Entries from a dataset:

----

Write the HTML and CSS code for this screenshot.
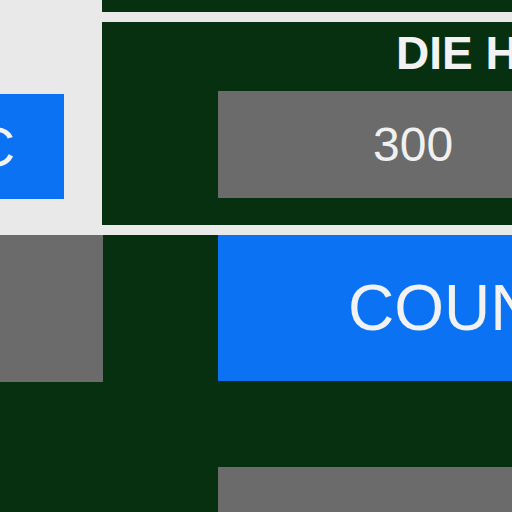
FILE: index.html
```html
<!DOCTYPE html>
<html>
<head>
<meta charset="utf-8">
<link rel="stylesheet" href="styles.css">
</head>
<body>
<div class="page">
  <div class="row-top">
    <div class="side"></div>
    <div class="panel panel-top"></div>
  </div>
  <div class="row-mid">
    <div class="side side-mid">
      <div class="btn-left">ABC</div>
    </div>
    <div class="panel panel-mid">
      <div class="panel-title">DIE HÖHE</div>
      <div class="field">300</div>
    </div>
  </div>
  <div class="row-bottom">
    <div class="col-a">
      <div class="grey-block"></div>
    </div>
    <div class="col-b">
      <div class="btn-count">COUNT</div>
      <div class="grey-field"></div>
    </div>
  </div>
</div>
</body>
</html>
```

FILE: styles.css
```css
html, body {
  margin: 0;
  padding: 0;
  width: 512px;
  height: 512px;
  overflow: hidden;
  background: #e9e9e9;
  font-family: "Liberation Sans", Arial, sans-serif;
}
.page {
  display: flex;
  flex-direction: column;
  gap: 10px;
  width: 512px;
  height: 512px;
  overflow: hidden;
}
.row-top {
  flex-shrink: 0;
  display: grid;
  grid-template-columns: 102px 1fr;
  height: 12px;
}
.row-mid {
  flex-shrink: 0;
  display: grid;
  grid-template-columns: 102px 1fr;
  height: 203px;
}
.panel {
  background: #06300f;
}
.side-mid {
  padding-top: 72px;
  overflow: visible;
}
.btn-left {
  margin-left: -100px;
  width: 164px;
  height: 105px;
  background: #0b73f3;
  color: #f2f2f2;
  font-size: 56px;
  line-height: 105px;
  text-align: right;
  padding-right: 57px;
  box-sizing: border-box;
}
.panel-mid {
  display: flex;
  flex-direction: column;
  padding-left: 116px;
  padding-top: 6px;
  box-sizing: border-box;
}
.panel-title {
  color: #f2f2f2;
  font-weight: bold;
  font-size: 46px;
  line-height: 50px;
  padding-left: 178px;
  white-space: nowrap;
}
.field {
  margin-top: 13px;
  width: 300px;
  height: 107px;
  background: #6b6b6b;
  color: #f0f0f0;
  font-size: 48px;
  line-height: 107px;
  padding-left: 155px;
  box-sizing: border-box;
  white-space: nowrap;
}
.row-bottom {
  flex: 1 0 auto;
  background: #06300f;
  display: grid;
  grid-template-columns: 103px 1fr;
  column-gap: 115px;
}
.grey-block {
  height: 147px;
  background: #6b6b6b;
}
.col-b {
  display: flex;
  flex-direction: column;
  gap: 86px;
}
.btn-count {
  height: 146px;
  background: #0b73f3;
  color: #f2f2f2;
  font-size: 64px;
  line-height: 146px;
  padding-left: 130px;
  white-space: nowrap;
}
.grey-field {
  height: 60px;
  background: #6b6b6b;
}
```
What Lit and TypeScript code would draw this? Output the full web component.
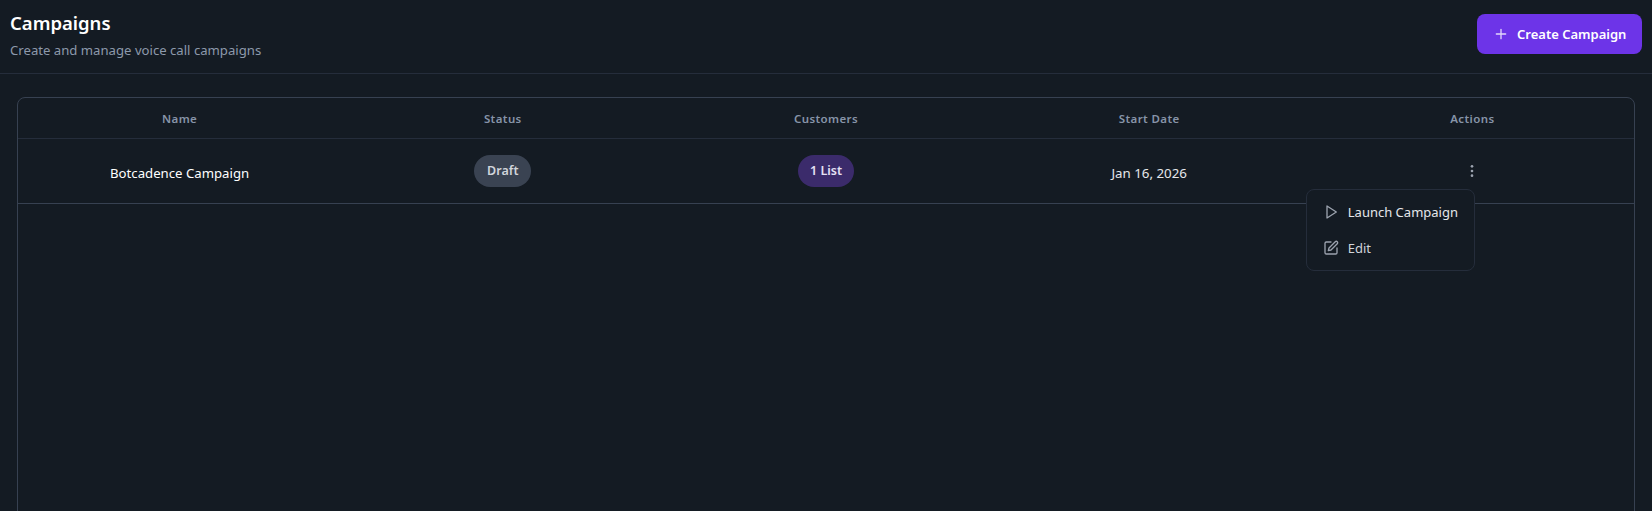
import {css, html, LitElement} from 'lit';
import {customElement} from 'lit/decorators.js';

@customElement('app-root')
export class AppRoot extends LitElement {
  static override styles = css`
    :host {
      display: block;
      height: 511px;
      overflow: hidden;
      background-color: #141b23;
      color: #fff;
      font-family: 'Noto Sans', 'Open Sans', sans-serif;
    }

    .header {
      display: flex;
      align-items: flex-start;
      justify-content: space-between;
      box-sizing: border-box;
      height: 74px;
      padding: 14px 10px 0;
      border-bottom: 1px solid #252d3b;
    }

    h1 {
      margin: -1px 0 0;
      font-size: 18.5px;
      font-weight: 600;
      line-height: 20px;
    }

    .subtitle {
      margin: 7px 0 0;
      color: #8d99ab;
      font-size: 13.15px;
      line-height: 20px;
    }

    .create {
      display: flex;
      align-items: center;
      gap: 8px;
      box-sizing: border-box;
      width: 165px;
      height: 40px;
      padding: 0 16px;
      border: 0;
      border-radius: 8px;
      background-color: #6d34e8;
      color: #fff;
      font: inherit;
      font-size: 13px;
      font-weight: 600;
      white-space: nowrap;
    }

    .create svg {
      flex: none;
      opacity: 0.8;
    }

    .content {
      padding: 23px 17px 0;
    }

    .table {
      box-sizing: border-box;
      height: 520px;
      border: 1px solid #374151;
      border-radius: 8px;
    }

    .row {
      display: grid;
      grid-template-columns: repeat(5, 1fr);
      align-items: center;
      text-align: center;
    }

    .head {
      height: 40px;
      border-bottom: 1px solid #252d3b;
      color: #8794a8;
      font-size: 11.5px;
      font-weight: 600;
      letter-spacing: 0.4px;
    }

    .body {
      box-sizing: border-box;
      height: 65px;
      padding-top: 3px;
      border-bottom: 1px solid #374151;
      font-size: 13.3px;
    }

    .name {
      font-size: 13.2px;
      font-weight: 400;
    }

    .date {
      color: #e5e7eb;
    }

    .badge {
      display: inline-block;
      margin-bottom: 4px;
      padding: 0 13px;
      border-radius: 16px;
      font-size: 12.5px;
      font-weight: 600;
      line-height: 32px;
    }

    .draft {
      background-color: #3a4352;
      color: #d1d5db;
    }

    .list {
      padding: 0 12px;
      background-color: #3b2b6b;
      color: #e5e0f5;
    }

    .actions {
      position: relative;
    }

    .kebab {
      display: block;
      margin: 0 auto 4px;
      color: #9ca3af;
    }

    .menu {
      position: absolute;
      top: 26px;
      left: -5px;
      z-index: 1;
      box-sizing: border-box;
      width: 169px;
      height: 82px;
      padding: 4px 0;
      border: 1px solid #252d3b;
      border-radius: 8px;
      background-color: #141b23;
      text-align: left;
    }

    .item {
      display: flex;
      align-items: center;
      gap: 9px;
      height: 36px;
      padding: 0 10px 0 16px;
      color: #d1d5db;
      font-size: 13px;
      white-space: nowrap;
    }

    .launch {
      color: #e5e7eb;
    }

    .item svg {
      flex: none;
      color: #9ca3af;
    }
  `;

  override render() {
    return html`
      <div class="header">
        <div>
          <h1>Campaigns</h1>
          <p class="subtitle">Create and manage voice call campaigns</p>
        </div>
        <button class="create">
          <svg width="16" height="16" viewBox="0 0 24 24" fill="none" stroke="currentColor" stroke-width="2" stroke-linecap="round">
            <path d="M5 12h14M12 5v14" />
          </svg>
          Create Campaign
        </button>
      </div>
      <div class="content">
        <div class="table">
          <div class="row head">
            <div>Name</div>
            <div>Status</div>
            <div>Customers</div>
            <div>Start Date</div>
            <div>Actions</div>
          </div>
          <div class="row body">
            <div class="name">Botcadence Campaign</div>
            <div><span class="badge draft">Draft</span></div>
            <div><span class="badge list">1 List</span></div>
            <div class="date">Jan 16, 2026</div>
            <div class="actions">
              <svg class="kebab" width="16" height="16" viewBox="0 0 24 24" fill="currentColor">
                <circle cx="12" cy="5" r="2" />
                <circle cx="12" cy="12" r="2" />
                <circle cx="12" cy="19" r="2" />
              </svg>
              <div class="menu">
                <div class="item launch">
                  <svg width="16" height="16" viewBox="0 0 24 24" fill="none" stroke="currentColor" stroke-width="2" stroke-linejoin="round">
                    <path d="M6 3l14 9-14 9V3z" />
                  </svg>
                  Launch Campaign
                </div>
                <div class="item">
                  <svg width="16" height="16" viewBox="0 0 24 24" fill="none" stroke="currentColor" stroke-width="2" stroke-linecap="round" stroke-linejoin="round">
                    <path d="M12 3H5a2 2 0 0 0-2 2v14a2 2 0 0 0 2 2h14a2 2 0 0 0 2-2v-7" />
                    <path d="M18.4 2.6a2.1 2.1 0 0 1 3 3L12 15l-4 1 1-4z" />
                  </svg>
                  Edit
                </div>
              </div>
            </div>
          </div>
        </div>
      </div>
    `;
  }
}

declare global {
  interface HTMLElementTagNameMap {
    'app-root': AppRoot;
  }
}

----

Exercise directions:
Pictures are excluded; copy all other data exactly as shown.

Result of this task:
Write the HTML and CSS code for this screenshot.
FILE: index.html
```html
<!DOCTYPE html>
<html>
<head>
<meta charset="utf-8">
<link rel="stylesheet" href="styles.css">
</head>
<body>
<div class="page">
  <div class="row-top">
    <div class="side"></div>
    <div class="panel panel-top"></div>
  </div>
  <div class="row-mid">
    <div class="side side-mid">
      <div class="btn-left">ABC</div>
    </div>
    <div class="panel panel-mid">
      <div class="panel-title">DIE HÖHE</div>
      <div class="field">300</div>
    </div>
  </div>
  <div class="row-bottom">
    <div class="col-a">
      <div class="grey-block"></div>
    </div>
    <div class="col-b">
      <div class="btn-count">COUNT</div>
      <div class="grey-field"></div>
    </div>
  </div>
</div>
</body>
</html>
```

FILE: styles.css
```css
html, body {
  margin: 0;
  padding: 0;
  width: 512px;
  height: 512px;
  overflow: hidden;
  background: #e9e9e9;
  font-family: "Liberation Sans", Arial, sans-serif;
}
.page {
  display: flex;
  flex-direction: column;
  gap: 10px;
  width: 512px;
  height: 512px;
  overflow: hidden;
}
.row-top {
  flex-shrink: 0;
  display: grid;
  grid-template-columns: 102px 1fr;
  height: 12px;
}
.row-mid {
  flex-shrink: 0;
  display: grid;
  grid-template-columns: 102px 1fr;
  height: 203px;
}
.panel {
  background: #06300f;
}
.side-mid {
  padding-top: 72px;
  overflow: visible;
}
.btn-left {
  margin-left: -100px;
  width: 164px;
  height: 105px;
  background: #0b73f3;
  color: #f2f2f2;
  font-size: 56px;
  line-height: 105px;
  text-align: right;
  padding-right: 57px;
  box-sizing: border-box;
}
.panel-mid {
  display: flex;
  flex-direction: column;
  padding-left: 116px;
  padding-top: 6px;
  box-sizing: border-box;
}
.panel-title {
  color: #f2f2f2;
  font-weight: bold;
  font-size: 46px;
  line-height: 50px;
  padding-left: 178px;
  white-space: nowrap;
}
.field {
  margin-top: 13px;
  width: 300px;
  height: 107px;
  background: #6b6b6b;
  color: #f0f0f0;
  font-size: 48px;
  line-height: 107px;
  padding-left: 155px;
  box-sizing: border-box;
  white-space: nowrap;
}
.row-bottom {
  flex: 1 0 auto;
  background: #06300f;
  display: grid;
  grid-template-columns: 103px 1fr;
  column-gap: 115px;
}
.grey-block {
  height: 147px;
  background: #6b6b6b;
}
.col-b {
  display: flex;
  flex-direction: column;
  gap: 86px;
}
.btn-count {
  height: 146px;
  background: #0b73f3;
  color: #f2f2f2;
  font-size: 64px;
  line-height: 146px;
  padding-left: 130px;
  white-space: nowrap;
}
.grey-field {
  height: 60px;
  background: #6b6b6b;
}
```
What Lit and TypeScript code would draw this? Output the full web component.
import {css, html, LitElement} from 'lit';
import {customElement} from 'lit/decorators.js';

@customElement('app-root')
export class AppRoot extends LitElement {
  static override styles = css`
    :host {
      display: block;
      height: 511px;
      overflow: hidden;
      background-color: #141b23;
      color: #fff;
      font-family: 'Noto Sans', 'Open Sans', sans-serif;
    }

    .header {
      display: flex;
      align-items: flex-start;
      justify-content: space-between;
      box-sizing: border-box;
      height: 74px;
      padding: 14px 10px 0;
      border-bottom: 1px solid #252d3b;
    }

    h1 {
      margin: -1px 0 0;
      font-size: 18.5px;
      font-weight: 600;
      line-height: 20px;
    }

    .subtitle {
      margin: 7px 0 0;
      color: #8d99ab;
      font-size: 13.15px;
      line-height: 20px;
    }

    .create {
      display: flex;
      align-items: center;
      gap: 8px;
      box-sizing: border-box;
      width: 165px;
      height: 40px;
      padding: 0 16px;
      border: 0;
      border-radius: 8px;
      background-color: #6d34e8;
      color: #fff;
      font: inherit;
      font-size: 13px;
      font-weight: 600;
      white-space: nowrap;
    }

    .create svg {
      flex: none;
      opacity: 0.8;
    }

    .content {
      padding: 23px 17px 0;
    }

    .table {
      box-sizing: border-box;
      height: 520px;
      border: 1px solid #374151;
      border-radius: 8px;
    }

    .row {
      display: grid;
      grid-template-columns: repeat(5, 1fr);
      align-items: center;
      text-align: center;
    }

    .head {
      height: 40px;
      border-bottom: 1px solid #252d3b;
      color: #8794a8;
      font-size: 11.5px;
      font-weight: 600;
      letter-spacing: 0.4px;
    }

    .body {
      box-sizing: border-box;
      height: 65px;
      padding-top: 3px;
      border-bottom: 1px solid #374151;
      font-size: 13.3px;
    }

    .name {
      font-size: 13.2px;
      font-weight: 400;
    }

    .date {
      color: #e5e7eb;
    }

    .badge {
      display: inline-block;
      margin-bottom: 4px;
      padding: 0 13px;
      border-radius: 16px;
      font-size: 12.5px;
      font-weight: 600;
      line-height: 32px;
    }

    .draft {
      background-color: #3a4352;
      color: #d1d5db;
    }

    .list {
      padding: 0 12px;
      background-color: #3b2b6b;
      color: #e5e0f5;
    }

    .actions {
      position: relative;
    }

    .kebab {
      display: block;
      margin: 0 auto 4px;
      color: #9ca3af;
    }

    .menu {
      position: absolute;
      top: 26px;
      left: -5px;
      z-index: 1;
      box-sizing: border-box;
      width: 169px;
      height: 82px;
      padding: 4px 0;
      border: 1px solid #252d3b;
      border-radius: 8px;
      background-color: #141b23;
      text-align: left;
    }

    .item {
      display: flex;
      align-items: center;
      gap: 9px;
      height: 36px;
      padding: 0 10px 0 16px;
      color: #d1d5db;
      font-size: 13px;
      white-space: nowrap;
    }

    .launch {
      color: #e5e7eb;
    }

    .item svg {
      flex: none;
      color: #9ca3af;
    }
  `;

  override render() {
    return html`
      <div class="header">
        <div>
          <h1>Campaigns</h1>
          <p class="subtitle">Create and manage voice call campaigns</p>
        </div>
        <button class="create">
          <svg width="16" height="16" viewBox="0 0 24 24" fill="none" stroke="currentColor" stroke-width="2" stroke-linecap="round">
            <path d="M5 12h14M12 5v14" />
          </svg>
          Create Campaign
        </button>
      </div>
      <div class="content">
        <div class="table">
          <div class="row head">
            <div>Name</div>
            <div>Status</div>
            <div>Customers</div>
            <div>Start Date</div>
            <div>Actions</div>
          </div>
          <div class="row body">
            <div class="name">Botcadence Campaign</div>
            <div><span class="badge draft">Draft</span></div>
            <div><span class="badge list">1 List</span></div>
            <div class="date">Jan 16, 2026</div>
            <div class="actions">
              <svg class="kebab" width="16" height="16" viewBox="0 0 24 24" fill="currentColor">
                <circle cx="12" cy="5" r="2" />
                <circle cx="12" cy="12" r="2" />
                <circle cx="12" cy="19" r="2" />
              </svg>
              <div class="menu">
                <div class="item launch">
                  <svg width="16" height="16" viewBox="0 0 24 24" fill="none" stroke="currentColor" stroke-width="2" stroke-linejoin="round">
                    <path d="M6 3l14 9-14 9V3z" />
                  </svg>
                  Launch Campaign
                </div>
                <div class="item">
                  <svg width="16" height="16" viewBox="0 0 24 24" fill="none" stroke="currentColor" stroke-width="2" stroke-linecap="round" stroke-linejoin="round">
                    <path d="M12 3H5a2 2 0 0 0-2 2v14a2 2 0 0 0 2 2h14a2 2 0 0 0 2-2v-7" />
                    <path d="M18.4 2.6a2.1 2.1 0 0 1 3 3L12 15l-4 1 1-4z" />
                  </svg>
                  Edit
                </div>
              </div>
            </div>
          </div>
        </div>
      </div>
    `;
  }
}

declare global {
  interface HTMLElementTagNameMap {
    'app-root': AppRoot;
  }
}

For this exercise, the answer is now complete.